▸ DATA BLOCK:

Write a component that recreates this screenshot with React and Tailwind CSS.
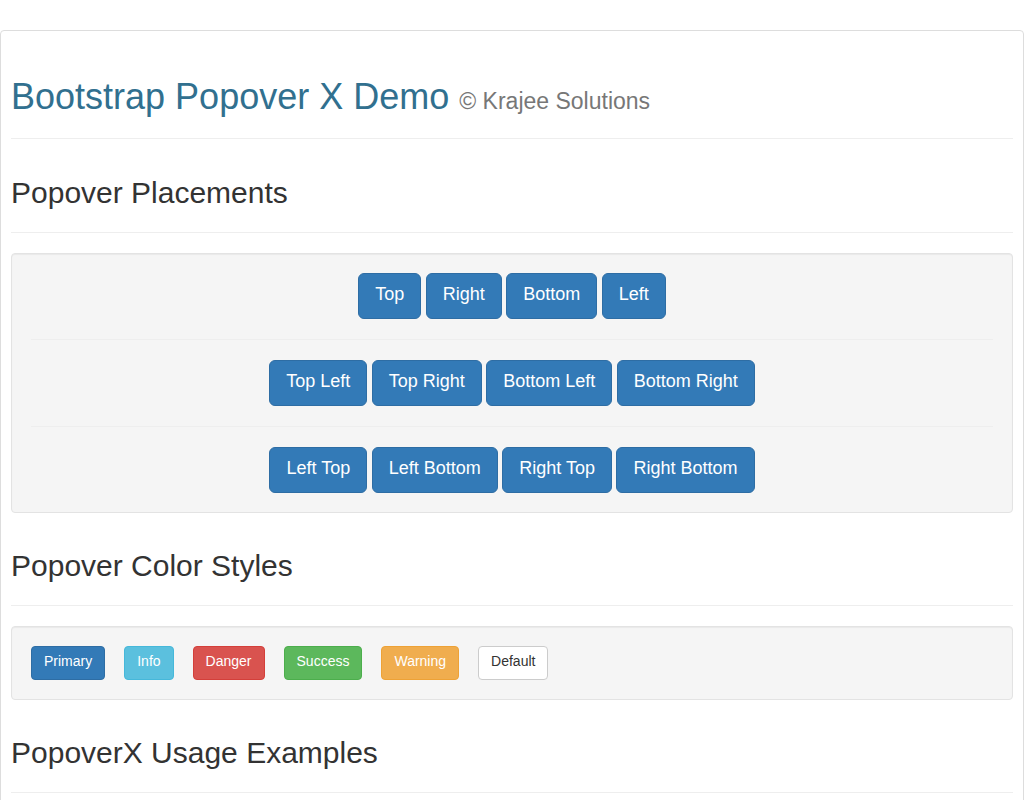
import React from "react";

const lgBtn =
  "inline-block bg-[#337ab7] border border-[#2e6da4] text-white text-[18px] leading-[24px] px-[16px] pt-[8px] pb-[12px] rounded-[6px] whitespace-nowrap";

function Row({ items }) {
  return (
    <div className="flex justify-center gap-[4.5px]">
      {items.map((t) => (
        <button key={t} className={lgBtn}>
          {t}
        </button>
      ))}
    </div>
  );
}

function Heading({ children, mt }) {
  return (
    <div className={`${mt} pb-[23px] border-b border-[#eee]`}>
      <h2 className="text-[30px] leading-[33px] font-normal text-[#333]">{children}</h2>
    </div>
  );
}

const colorBtns = [
  ["Primary", "bg-[#337ab7] border-[#2e6da4] text-white"],
  ["Info", "bg-[#5bc0de] border-[#46b8da] text-white"],
  ["Danger", "bg-[#d9534f] border-[#d43f3a] text-white"],
  ["Success", "bg-[#5cb85c] border-[#4cae4c] text-white"],
  ["Warning", "bg-[#f0ad4e] border-[#eea236] text-white"],
  ["Default", "bg-white border-[#ccc] text-[#333]"],
];

export default function App() {
  return (
    <div className="pt-[30px] font-['Liberation_Sans',Arial,sans-serif] text-[14px] text-[#333] bg-white">
      <div className="border border-[#ddd] rounded-[4px] px-[10px] pb-[30px]">
        <div className="pt-[46px] pb-[21px] border-b border-[#eee]">
          <h1 className="text-[36px] leading-[39.6px] font-normal text-[#31708f]">
            Bootstrap Popover X Demo{" "}
            <small className="text-[23px] leading-none text-[#777]">© Krajee Solutions</small>
          </h1>
        </div>

        <Heading mt="mt-[37px]">Popover Placements</Heading>
        <div className="mt-[20px] border border-[#e3e3e3] bg-[#f5f5f5] rounded-[4px] p-[19px] shadow-[inset_0_1px_1px_rgba(0,0,0,0.05)]">
          <Row items={["Top", "Right", "Bottom", "Left"]} />
          <div className="my-[20px] border-t border-[#eee]" />
          <Row items={["Top Left", "Top Right", "Bottom Left", "Bottom Right"]} />
          <div className="my-[20px] border-t border-[#eee]" />
          <Row items={["Left Top", "Left Bottom", "Right Top", "Right Bottom"]} />
        </div>

        <Heading mt="mt-[36px]">Popover Color Styles</Heading>
        <div className="mt-[20px] border border-[#e3e3e3] bg-[#f5f5f5] rounded-[4px] p-[19px] shadow-[inset_0_1px_1px_rgba(0,0,0,0.05)]">
          <div className="flex gap-[19px]">
            {colorBtns.map(([t, c]) => (
              <button
                key={t}
                className={`inline-block border ${c} text-[14px] leading-[20px] px-[12px] pt-[4px] pb-[8px] rounded-[4px] whitespace-nowrap`}
              >
                {t}
              </button>
            ))}
          </div>
        </div>

        <Heading mt="mt-[36px]">PopoverX Usage Examples</Heading>
        <div className="h-[60px]" />
      </div>
    </div>
  );
}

▸ EXERCISE:
Copy every line above word for word and exclude the pictures.

▸ WORKED SOLUTION:
Write a component that recreates this screenshot with React and Tailwind CSS.
import React from "react";

const lgBtn =
  "inline-block bg-[#337ab7] border border-[#2e6da4] text-white text-[18px] leading-[24px] px-[16px] pt-[8px] pb-[12px] rounded-[6px] whitespace-nowrap";

function Row({ items }) {
  return (
    <div className="flex justify-center gap-[4.5px]">
      {items.map((t) => (
        <button key={t} className={lgBtn}>
          {t}
        </button>
      ))}
    </div>
  );
}

function Heading({ children, mt }) {
  return (
    <div className={`${mt} pb-[23px] border-b border-[#eee]`}>
      <h2 className="text-[30px] leading-[33px] font-normal text-[#333]">{children}</h2>
    </div>
  );
}

const colorBtns = [
  ["Primary", "bg-[#337ab7] border-[#2e6da4] text-white"],
  ["Info", "bg-[#5bc0de] border-[#46b8da] text-white"],
  ["Danger", "bg-[#d9534f] border-[#d43f3a] text-white"],
  ["Success", "bg-[#5cb85c] border-[#4cae4c] text-white"],
  ["Warning", "bg-[#f0ad4e] border-[#eea236] text-white"],
  ["Default", "bg-white border-[#ccc] text-[#333]"],
];

export default function App() {
  return (
    <div className="pt-[30px] font-['Liberation_Sans',Arial,sans-serif] text-[14px] text-[#333] bg-white">
      <div className="border border-[#ddd] rounded-[4px] px-[10px] pb-[30px]">
        <div className="pt-[46px] pb-[21px] border-b border-[#eee]">
          <h1 className="text-[36px] leading-[39.6px] font-normal text-[#31708f]">
            Bootstrap Popover X Demo{" "}
            <small className="text-[23px] leading-none text-[#777]">© Krajee Solutions</small>
          </h1>
        </div>

        <Heading mt="mt-[37px]">Popover Placements</Heading>
        <div className="mt-[20px] border border-[#e3e3e3] bg-[#f5f5f5] rounded-[4px] p-[19px] shadow-[inset_0_1px_1px_rgba(0,0,0,0.05)]">
          <Row items={["Top", "Right", "Bottom", "Left"]} />
          <div className="my-[20px] border-t border-[#eee]" />
          <Row items={["Top Left", "Top Right", "Bottom Left", "Bottom Right"]} />
          <div className="my-[20px] border-t border-[#eee]" />
          <Row items={["Left Top", "Left Bottom", "Right Top", "Right Bottom"]} />
        </div>

        <Heading mt="mt-[36px]">Popover Color Styles</Heading>
        <div className="mt-[20px] border border-[#e3e3e3] bg-[#f5f5f5] rounded-[4px] p-[19px] shadow-[inset_0_1px_1px_rgba(0,0,0,0.05)]">
          <div className="flex gap-[19px]">
            {colorBtns.map(([t, c]) => (
              <button
                key={t}
                className={`inline-block border ${c} text-[14px] leading-[20px] px-[12px] pt-[4px] pb-[8px] rounded-[4px] whitespace-nowrap`}
              >
                {t}
              </button>
            ))}
          </div>
        </div>

        <Heading mt="mt-[36px]">PopoverX Usage Examples</Heading>
        <div className="h-[60px]" />
      </div>
    </div>
  );
}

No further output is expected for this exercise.